Pages as source code
****

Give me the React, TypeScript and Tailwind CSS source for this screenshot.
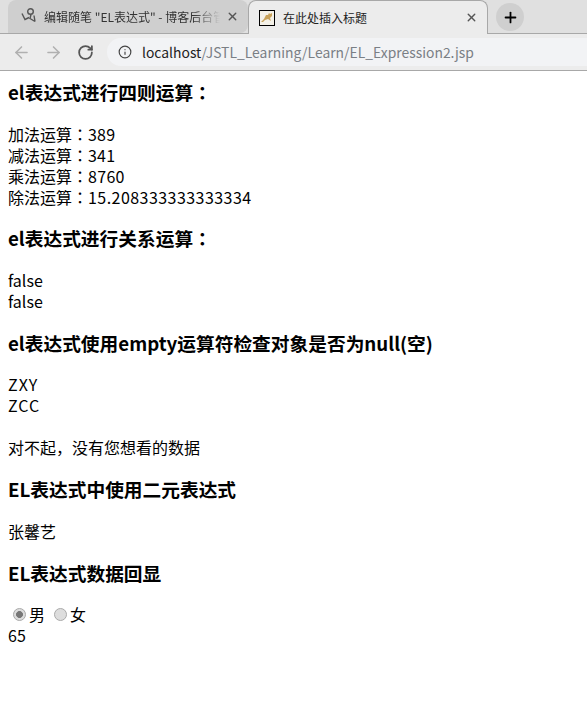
import { ArrowLeft, ArrowRight, RotateCw, Info, X, Plus } from 'lucide-react'

const font = "font-['Noto_Sans_CJK_SC','Microsoft_YaHei',sans-serif]"

function Colon() {
  return <span className="font-['Noto_Sans_CJK_JP',sans-serif]">：</span>
}

function Heading({ children }: { children: React.ReactNode }) {
  return <h3 className="text-[18.72px] leading-[25px] font-bold mt-[17.7px] mb-[19.7px] first:mt-[8px]">{children}</h3>
}

function TabBar() {
  return (
    <div className="h-[34px] bg-[#e0e0e0] flex items-end pl-2 border-b border-[#a8a8a8]">
      <div className="w-[240px] h-[33px] bg-[#cfcfcf] rounded-t-lg rounded-br-lg flex items-center pl-[13px] pr-[9px] text-xs text-[#333]">
        <svg width="16" height="16" viewBox="0 0 16 16" fill="none" stroke="#555" strokeWidth="1.4" className="shrink-0 -mt-1">
          <circle cx="9.5" cy="4.5" r="2.8" />
          <path d="M1 6.5l3 6 4-2M10 7.5l-1 4 5 3M14 14.5l-1-6" />
        </svg>
        <span className="ml-[7px] whitespace-nowrap overflow-hidden flex-1 [mask-image:linear-gradient(to_right,black_85%,transparent)]">
          编辑随笔 "EL表达式" - 博客后台管理
        </span>
        <X size={13} strokeWidth={2.5} className="ml-[6px] text-[#555] shrink-0" />
      </div>
      <div className="w-[240px] h-[34px] -mb-px bg-[#ececec] rounded-t-lg border border-b-0 border-[#a8a8a8] flex items-center pl-[10px] pr-[9px] text-xs text-[#222]">
        <svg width="16" height="16" viewBox="0 0 16 16" className="shrink-0">
          <rect x="0.5" y="0.5" width="15" height="15" fill="#f4f1e8" stroke="#000" />
          <path d="M2 12l3-3 2-4 2 0 1-2 1 1 2-1 0 3-2 2 1 3-3-2-3 1-2 2z" fill="#c9a25a" />
        </svg>
        <span className="ml-2 flex-1 whitespace-nowrap">在此处插入标题</span>
        <X size={13} strokeWidth={2.5} className="text-[#555] shrink-0" />
      </div>
      <div className="w-7 h-7 rounded-full bg-[#cfcfcf] flex items-center justify-center ml-2 mb-[2px]">
        <Plus size={17} strokeWidth={2.5} className="text-black" />
      </div>
    </div>
  )
}

function Toolbar() {
  return (
    <div className="h-[37px] bg-[#ececec] flex items-center border-b border-[#a8a8a8]">
      <ArrowLeft size={19} className="ml-[12px] text-[#b0b0b0]" />
      <ArrowRight size={19} className="ml-[13px] text-[#b0b0b0]" />
      <RotateCw size={17} strokeWidth={2.5} className="ml-[14px] text-[#555]" />
      <div className="ml-[13px] flex-1 h-7 bg-[#f2f3f5] rounded-l-full flex items-center pl-[11px] text-[13.9px] text-[#7a7f85]">
        <Info size={14} className="text-[#444]" />
        <span className="ml-[10px]">
          <span className="text-[#222]">localhost</span>/JSTL_Learning/Learn/EL_Expression2.jsp
        </span>
      </div>
    </div>
  )
}

export default function App() {
  return (
    <div className={`h-[713px] bg-white overflow-hidden text-black ${font}`}>
      <TabBar />
      <Toolbar />
      <div className="px-2 text-base leading-[21px]">
        <Heading>el表达式进行四则运算<Colon /></Heading>
        <div>加法运算<Colon /><span className="tracking-[0.2px]">389</span></div>
        <div>减法运算<Colon /><span className="tracking-[0.2px]">341</span></div>
        <div>乘法运算<Colon /><span className="tracking-[0.3px]">8760</span></div>
        <div>除法运算<Colon /><span className="tracking-[0.45px]">15.208333333333334</span></div>
        <Heading>el表达式进行关系运算<Colon /></Heading>
        <div>false</div>
        <div>false</div>
        <Heading>el表达式使用empty运算符检查对象是否为null(空)</Heading>
        <div className="tracking-[1px]">ZXY</div>
        <div className="tracking-[1px]">ZCC</div>
        <div className="mt-[21px]">对不起，没有您想看的数据</div>
        <Heading>EL表达式中使用二元表达式</Heading>
        <div>张馨艺</div>
        <Heading>EL表达式数据回显</Heading>
        <div className="flex items-center">
          <input type="radio" name="sex" defaultChecked className="appearance-none w-[13px] h-[13px] ml-[5px] mr-[3px] rounded-full border border-[#aaa] bg-[#ddd] checked:bg-[radial-gradient(circle,#777_40%,#ddd_48%)]" />
          <span>男</span>
          <input type="radio" name="sex" className="appearance-none w-[13px] h-[13px] ml-[9px] mr-[3px] rounded-full border border-[#aaa] bg-[#ddd]" />
          <span>女</span>
        </div>
        <div>65</div>
      </div>
    </div>
  )
}
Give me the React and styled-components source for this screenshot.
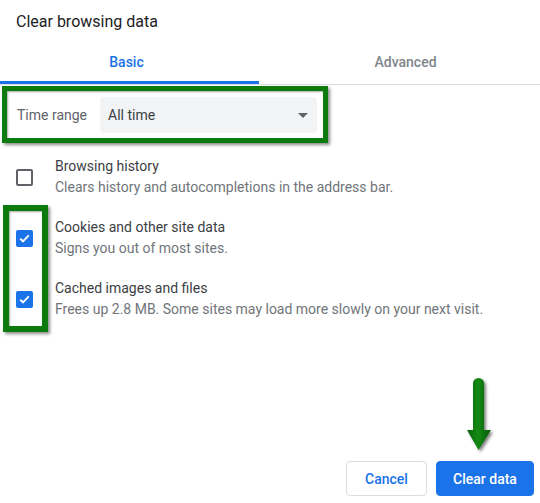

****

What you need to do: Collect the lines of the data that carry the word "screenshot".

Task output:
Give me the React, TypeScript and Tailwind CSS source for this screenshot.
Give me the React and styled-components source for this screenshot.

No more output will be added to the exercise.